*DATASET SECTION*.
════════════════════
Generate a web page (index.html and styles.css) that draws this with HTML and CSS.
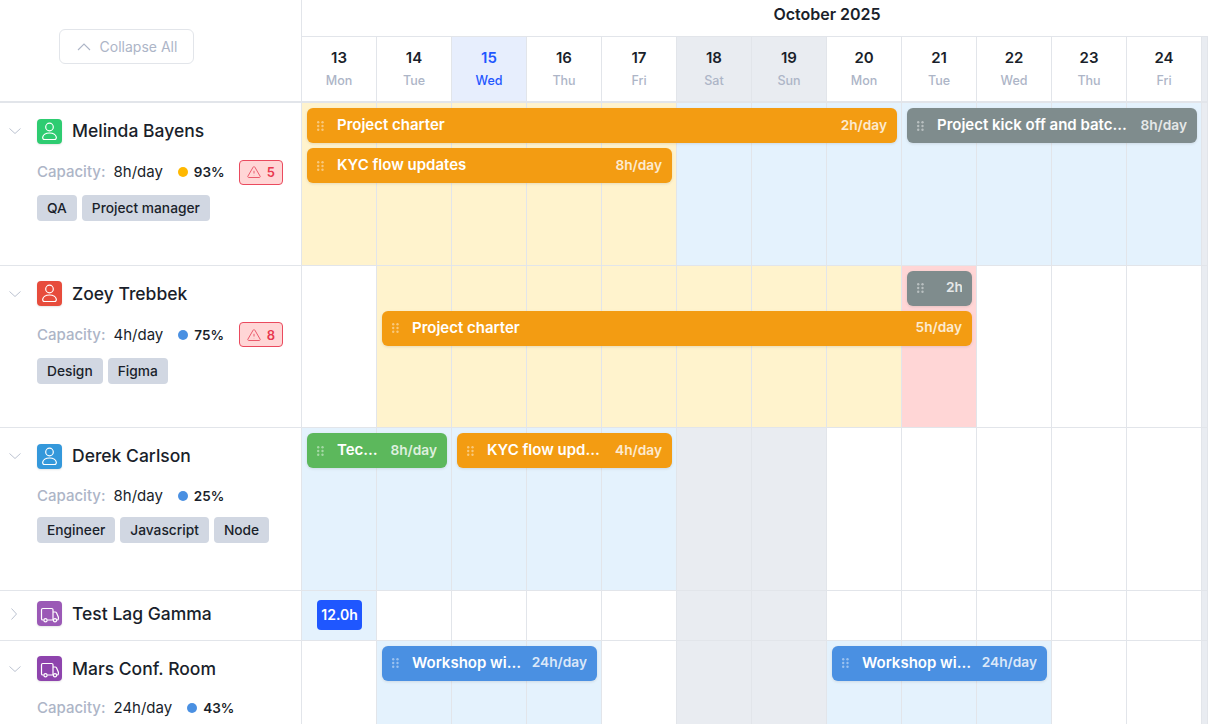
FILE: index.html
```html
<!DOCTYPE html>
<html>
<head>
    <link rel="stylesheet" href="styles.css">
</head>
<body>
<div id="main">
    <svg class="defs" width="0" height="0">
        <symbol id="user" viewBox="0 0 25 25"><circle cx="12.5" cy="8" r="3.800"/><path d="M12.500 14c-3.600 0-6.300 1.800-6.800 4.200-.2 1.200.5 2.300 1.800 2.300h10c1.300 0 2-1.100 1.800-2.300-.5-2.400-3.200-4.200-6.800-4.200z"/></symbol>
        <symbol id="truck" viewBox="0 0 25 25"><path d="M6.800 19H5.800c-.8 0-1.300-.5-1.300-1.300V8.800c0-.8.5-1.300 1.300-1.300h8.900c.8 0 1.300.5 1.300 1.300V19h-5.900"/><path d="M16 11h2.300c.5 0 .9.200 1.200.7l1.900 4.500v1.500c0 .8-.5 1.300-1.300 1.300h-.3M16 19h.3"/><circle cx="8.500" cy="19.300" r="1.600"/><circle cx="18" cy="19.300" r="1.600"/></symbol>
        <symbol id="grip" viewBox="0 0 7 10"><circle cx="1.200" cy="1.200" r="1.200"/><circle cx="5.500" cy="1.200" r="1.200"/><circle cx="1.200" cy="5" r="1.200"/><circle cx="5.500" cy="5" r="1.200"/><circle cx="1.200" cy="8.800" r="1.200"/><circle cx="5.500" cy="8.800" r="1.200"/></symbol>
        <symbol id="warn" viewBox="0 0 14 14"><path d="M6.100 2.200.9 11.200c-.4.700.1 1.300.9 1.300h10.400c.8 0 1.300-.6.900-1.300L7.900 2.200c-.4-.7-1.400-.7-1.800 0z"/><path d="M7 5.800v2.700M7 10.300v.2"/></symbol>
        <symbol id="down" viewBox="0 0 12 12"><path d="M.5 3.500 6 8.500 11.500 3.500"/></symbol>
        <symbol id="right" viewBox="0 0 12 12"><path d="M2.500 .5 7.500 6 2.500 11.500"/></symbol>
        <symbol id="up" viewBox="0 0 14 14"><path d="M1 10 7 4 13 10"/></symbol>
    </svg>

    <div class="head">
        <div class="head-left">
            <div class="collapse-btn"><svg class="up-icon"><use href="#up"/></svg>Collapse All</div>
        </div>
        <div class="head-right">
            <div class="month">October 2025</div>
            <div class="days">
                <div class="day"><b>13</b><span>Mon</span></div>
                <div class="day"><b>14</b><span>Tue</span></div>
                <div class="day today"><b>15</b><span>Wed</span></div>
                <div class="day"><b>16</b><span>Thu</span></div>
                <div class="day"><b>17</b><span>Fri</span></div>
                <div class="day weekend"><b>18</b><span>Sat</span></div>
                <div class="day weekend"><b>19</b><span>Sun</span></div>
                <div class="day"><b>20</b><span>Mon</span></div>
                <div class="day"><b>21</b><span>Tue</span></div>
                <div class="day"><b>22</b><span>Wed</span></div>
                <div class="day"><b>23</b><span>Thu</span></div>
                <div class="day"><b>24</b><span>Fri</span></div>
                <div class="day weekend"></div>
            </div>
        </div>
    </div>

    <div class="row tall">
        <div class="res">
            <div class="res-name">
                <svg class="chev"><use href="#down"/></svg>
                <div class="avatar green"><svg><use href="#user"/></svg></div>
                <span class="name">Melinda Bayens</span>
            </div>
            <div class="cap over">
                <span class="cap-label">Capacity:</span><span class="cap-val">8h/day</span>
                <span class="dot amber"></span><span class="pct">93%</span>
                <span class="alert"><svg><use href="#warn"/></svg>5</span>
            </div>
            <div class="tags"><span class="tag">QA</span><span class="tag">Project manager</span></div>
        </div>
        <div class="cells">
            <div class="cell y"></div><div class="cell y"></div><div class="cell y"></div><div class="cell y"></div><div class="cell y"></div>
            <div class="cell b"></div><div class="cell b"></div><div class="cell b"></div><div class="cell b"></div><div class="cell b"></div><div class="cell b"></div><div class="cell b"></div>
            <div class="cell w"></div>
            <div class="bar orange" style="left:5px;width:590px;top:5px"><svg class="grip"><use href="#grip"/></svg><span class="bar-title">Project charter</span><span class="bar-hrs">2h/day</span></div>
            <div class="bar grey" style="left:605px;width:290px;top:5px"><svg class="grip"><use href="#grip"/></svg><span class="bar-title">Project kick off and batch processing</span><span class="bar-hrs">8h/day</span></div>
            <div class="bar orange" style="left:5px;width:365px;top:45px"><svg class="grip"><use href="#grip"/></svg><span class="bar-title">KYC flow updates</span><span class="bar-hrs">8h/day</span></div>
        </div>
    </div>

    <div class="row tall">
        <div class="res">
            <div class="res-name">
                <svg class="chev"><use href="#down"/></svg>
                <div class="avatar red"><svg><use href="#user"/></svg></div>
                <span class="name">Zoey Trebbek</span>
            </div>
            <div class="cap over">
                <span class="cap-label">Capacity:</span><span class="cap-val">4h/day</span>
                <span class="dot blue"></span><span class="pct">75%</span>
                <span class="alert"><svg><use href="#warn"/></svg>8</span>
            </div>
            <div class="tags"><span class="tag">Design</span><span class="tag">Figma</span></div>
        </div>
        <div class="cells">
            <div class="cell"></div>
            <div class="cell y"></div><div class="cell y"></div><div class="cell y"></div><div class="cell y"></div><div class="cell y"></div><div class="cell y"></div><div class="cell y"></div>
            <div class="cell r"></div>
            <div class="cell"></div><div class="cell"></div><div class="cell"></div>
            <div class="cell w"></div>
            <div class="bar grey" style="left:605px;width:65px;top:5px"><svg class="grip"><use href="#grip"/></svg><span class="bar-title"></span><span class="bar-hrs cut">2h/day</span></div>
            <div class="bar orange" style="left:80px;width:590px;top:45px"><svg class="grip"><use href="#grip"/></svg><span class="bar-title">Project charter</span><span class="bar-hrs">5h/day</span></div>
        </div>
    </div>

    <div class="row tall">
        <div class="res">
            <div class="res-name">
                <svg class="chev"><use href="#down"/></svg>
                <div class="avatar sky"><svg><use href="#user"/></svg></div>
                <span class="name">Derek Carlson</span>
            </div>
            <div class="cap">
                <span class="cap-label">Capacity:</span><span class="cap-val">8h/day</span>
                <span class="dot blue"></span><span class="pct">25%</span>
            </div>
            <div class="tags"><span class="tag">Engineer</span><span class="tag">Javascript</span><span class="tag">Node</span></div>
        </div>
        <div class="cells">
            <div class="cell b"></div><div class="cell b"></div><div class="cell b"></div><div class="cell b"></div><div class="cell b"></div>
            <div class="cell w"></div><div class="cell w"></div>
            <div class="cell"></div><div class="cell"></div><div class="cell"></div><div class="cell"></div><div class="cell"></div>
            <div class="cell w"></div>
            <div class="bar green-bar" style="left:5px;width:140px;top:5px"><svg class="grip"><use href="#grip"/></svg><span class="bar-title">Tech review</span><span class="bar-hrs">8h/day</span></div>
            <div class="bar orange" style="left:155px;width:215px;top:5px"><svg class="grip"><use href="#grip"/></svg><span class="bar-title">KYC flow updates</span><span class="bar-hrs">4h/day</span></div>
        </div>
    </div>

    <div class="row short">
        <div class="res">
            <div class="res-name">
                <svg class="chev"><use href="#right"/></svg>
                <div class="avatar purple"><svg><use href="#truck"/></svg></div>
                <span class="name">Test Lag Gamma</span>
            </div>
        </div>
        <div class="cells">
            <div class="cell b"></div>
            <div class="cell"></div><div class="cell"></div><div class="cell"></div><div class="cell"></div>
            <div class="cell w"></div><div class="cell w"></div>
            <div class="cell"></div><div class="cell"></div><div class="cell"></div><div class="cell"></div><div class="cell"></div>
            <div class="cell w"></div>
            <div class="lag">12.0h</div>
        </div>
    </div>

    <div class="row last">
        <div class="res">
            <div class="res-name">
                <svg class="chev"><use href="#down"/></svg>
                <div class="avatar violet"><svg><use href="#truck"/></svg></div>
                <span class="name">Mars Conf. Room</span>
            </div>
            <div class="cap">
                <span class="cap-label">Capacity:</span><span class="cap-val">24h/day</span>
                <span class="dot blue"></span><span class="pct">43%</span>
            </div>
        </div>
        <div class="cells">
            <div class="cell"></div>
            <div class="cell b"></div><div class="cell b"></div><div class="cell b"></div>
            <div class="cell"></div>
            <div class="cell w"></div><div class="cell w"></div>
            <div class="cell b"></div><div class="cell b"></div><div class="cell b"></div>
            <div class="cell"></div><div class="cell"></div>
            <div class="cell w"></div>
            <div class="bar blue-bar" style="left:80px;width:215px;top:5px"><svg class="grip"><use href="#grip"/></svg><span class="bar-title">Workshop with client</span><span class="bar-hrs">24h/day</span></div>
            <div class="bar blue-bar" style="left:530px;width:215px;top:5px"><svg class="grip"><use href="#grip"/></svg><span class="bar-title">Workshop with client</span><span class="bar-hrs">24h/day</span></div>
        </div>
    </div>
</div>
</body>
</html>
```

FILE: styles.css
```css
* {
    box-sizing: border-box;
}

html, body {
    margin: 0;
    height: 100%;
    overflow: hidden;
}

body {
    font-family: Inter, "Liberation Sans", sans-serif;
    color: #1a1f2b;
    background: #fff;
}

#main {
    width: 1208px;
    height: 724px;
    overflow: hidden;
}

.defs {
    position: absolute;
}

.head {
    display: flex;
    height: 103px;
    border-bottom: 2px solid #e2e5ea;
}

.head-left {
    width: 302px;
    flex: none;
    border-right: 1px solid #e2e5ea;
    padding: 29px 0 0 59px;
}

.collapse-btn {
    width: 135px;
    height: 35px;
    display: flex;
    align-items: center;
    justify-content: center;
    gap: 9px;
    padding-left: 1px;
    border: 1px solid #e2e5ea;
    border-radius: 6px;
    font-size: 14px;
    color: #adb5c7;
}

.up-icon {
    width: 14px;
    height: 14px;
    fill: none;
    stroke: #adb5c7;
    stroke-width: 1.1;
}

.head-right {
    flex: 1;
    min-width: 0;
}

.month {
    height: 37px;
    border-bottom: 1px solid #e2e5ea;
    padding: 5px 0 0 144px;
    text-align: center;
    font-size: 16px;
    font-weight: 600;
    line-height: 19px;
}

.days {
    display: grid;
    grid-template-columns: repeat(12, 75px) 1fr;
    height: 64px;
}

.day {
    border-right: 1px solid #e2e5ea;
    display: flex;
    flex-direction: column;
    align-items: center;
    padding-top: 11px;
}

.day b {
    font-size: 15px;
    font-weight: 600;
    line-height: 20px;
}

.day span {
    font-size: 12.5px;
    font-weight: 500;
    line-height: 16px;
    margin-top: 5px;
    color: #adb5c7;
}

.day.today {
    background: #e7eefd;
}

.day.today b, .day.today span {
    color: #1f57ff;
}

.day.weekend {
    background: #e9ecf1;
}

.row {
    display: flex;
    border-bottom: 1px solid #e2e5ea;
}

.tall {
    height: 162.5px;
}

.short {
    height: 50px;
}

.last {
    height: 200px;
}

.res {
    width: 302px;
    flex: none;
    border-right: 1px solid #e2e5ea;
    padding-top: 15.9px;
}

.short .res {
    padding-top: 10.9px;
}

.res-name {
    display: flex;
    align-items: center;
    height: 25px;
}

.chev {
    width: 12px;
    height: 12px;
    margin: 0 16px 0 9px;
    fill: none;
    stroke: #bcc3d1;
    stroke-width: 1;
}

.avatar {
    width: 25px;
    height: 25px;
    border-radius: 4px;
    margin-right: 10px;
    box-shadow: 0 1px 2px rgba(0, 0, 0, 0.1);
}

.avatar svg {
    display: block;
    width: 25px;
    height: 25px;
    fill: none;
    stroke: #fff;
    stroke-width: 1.2;
}

.green { background: #2ecc71; }
.red { background: #e74c3c; }
.sky { background: #3498db; }
.purple { background: #9b59b6; }
.violet { background: #8e44ad; }

.name {
    margin-top: -1.2px;
    font-size: 17.5px;
    font-weight: 500;
}

.cap {
    display: flex;
    align-items: center;
    height: 22px;
    margin-top: 16px;
    padding: 0 18px 0 37px;
    font-size: 15px;
    line-height: 22px;
}

.cap.over {
    height: 25px;
}

.cap-label {
    color: #adb5c7;
    font-weight: 500;
    margin-right: 8px;
}

.dot {
    width: 10px;
    height: 10px;
    border-radius: 50%;
    margin: 0 6px 0 15px;
}

.dot.amber { background: #ffb800; }
.dot.blue { background: #4a90e2; }

.pct {
    font-size: 13.5px;
    font-weight: 600;
}

.alert {
    display: flex;
    align-items: center;
    gap: 6px;
    height: 25px;
    margin-left: auto;
    padding: 0 7px;
    border: 1px solid #ea4a5e;
    border-radius: 4px;
    background: #ffd6d6;
    color: #e8384f;
    font-size: 13px;
    font-weight: 600;
}

.alert svg {
    width: 14px;
    height: 14px;
    fill: none;
    stroke: #ea5a6c;
    stroke-width: 1;
}

.tags {
    display: flex;
    gap: 5px;
    margin-top: 10.3px;
    padding-left: 37px;
}

.tag {
    height: 26px;
    padding: 0 10px;
    border-radius: 4px;
    background: #d1d7e2;
    font-size: 13.75px;
    font-weight: 500;
    line-height: 26px;
}

.cells {
    flex: 1;
    min-width: 0;
    position: relative;
    display: grid;
    grid-template-columns: repeat(12, 75px) 1fr;
}

.cell {
    border-right: 1px solid #e2e5ea;
}

.cell.y { background: #fff3cd; }
.cell.b { background: #e4f2fd; }
.cell.r { background: #ffd6d6; }
.cell.w { background: #e9ecf1; }

.bar {
    position: absolute;
    height: 35px;
    display: flex;
    align-items: center;
    padding: 0 10px;
    border-radius: 6px;
    color: #fff;
    box-shadow: 0 1px 3px rgba(0, 0, 0, 0.1);
}

.orange { background: #f39c12; }
.grey { background: #7f8c8d; }
.green-bar { background: #5cb85c; }
.blue-bar { background: #4a90e2; }

.grip {
    flex: none;
    width: 7px;
    height: 10px;
    margin-right: 13px;
    fill: rgba(255, 255, 255, 0.45);
}

.bar-title {
    flex: 1;
    min-width: 0;
    margin-top: -2px;
    font-size: 15px;
    font-weight: 600;
    white-space: nowrap;
    overflow: hidden;
    text-overflow: ellipsis;
}

.bar-hrs {
    flex: none;
    margin: -2px 0 0 10px;
    font-size: 13.7px;
    font-weight: 600;
    opacity: 0.8;
}

.bar-hrs.cut {
    flex: 0 0 16px;
    margin-left: 0;
    overflow: hidden;
    white-space: nowrap;
}

.lag {
    position: absolute;
    left: 15px;
    top: 9.5px;
    width: 45px;
    height: 30px;
    border-radius: 4px;
    background: #1f57ff;
    color: #fff;
    font-size: 14px;
    font-weight: 600;
    line-height: 30px;
    text-align: center;
}
```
════════════════════
*DIRECTION*. Report how many lines in this data include the string "index", and nothing else.

*EXERCISE ANSWER*. 2